Таким образом, классические тексты для овладения навыками использования современного русского языка оказываются не вполне актуальны:
они не могут сами по себе, без произвольных нормализаций (нормализация текстов Гоголя, сделанная с его согласия гимназическим преподавателем Прокоповичем, традиционно удаляется как неавторская), служить образцами орфографических и пунктуационных норм;
они часто неинтересны школьникам, не слишком охотно их вообще читающим (это проблема преподавания литературы, но в данном ракурсе — простой факт);
они не актуальны с жанровой точки зрения.
Возможные решения
На начальном уровне необходимо большее внимание к творческой работе со словом, как это предлагалось еще в «Родном слове» (1864) К. Д. Ушинского — вместо накачивания учеников сложными правилами и концентрации всеобщего внимания на приставках и запятых. Невозможно отрицать социализирующий характер орфографии, но перекос в сторону заучивания правил не должен приводить к неумению выразить свои мысли.

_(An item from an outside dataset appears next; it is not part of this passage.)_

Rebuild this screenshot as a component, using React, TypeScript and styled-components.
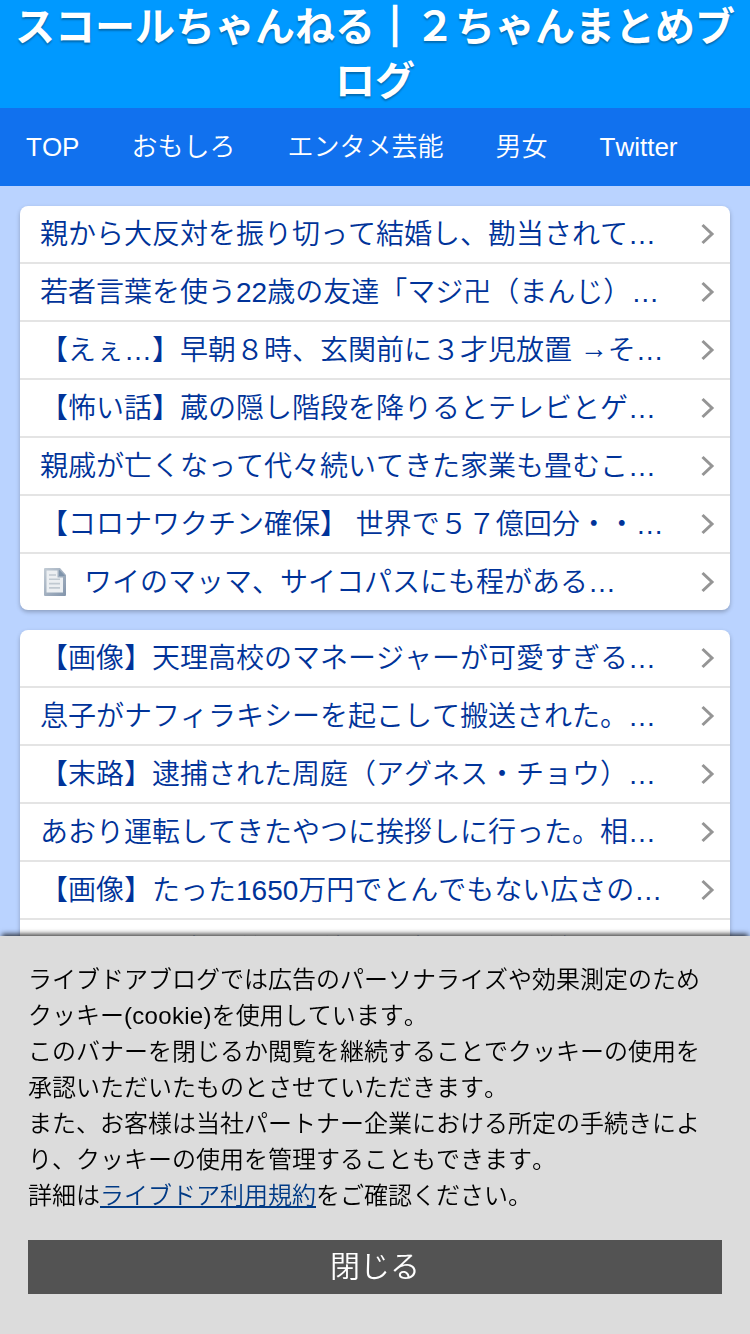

Обучение русскому языку должно быть более логичным и функциональным. Литературная классика принадлежит к сфере культуры, которая, в числе прочего, объединяет нацию в единое целое, и потому неосмотрительно было бы от нее отказываться, но для изложений нужны тексты, которые можно излагать, то есть обладающие логической структурой и связностью. Таким образом, будут задействованы одновременно аналитические и синтетические речевые навыки учеников, а не умение запомнить на короткое время много трудных слов.
Эта функциональность должна сохраняться и на вузовском уровне. Хорошим образцом здесь могут послужить существующие на западе курсы академического письма, где студентов обучают грамотно, связно и убедительно выстраивать свои тексты, работая в разных жанрах (спектр жанров зависит от специальности).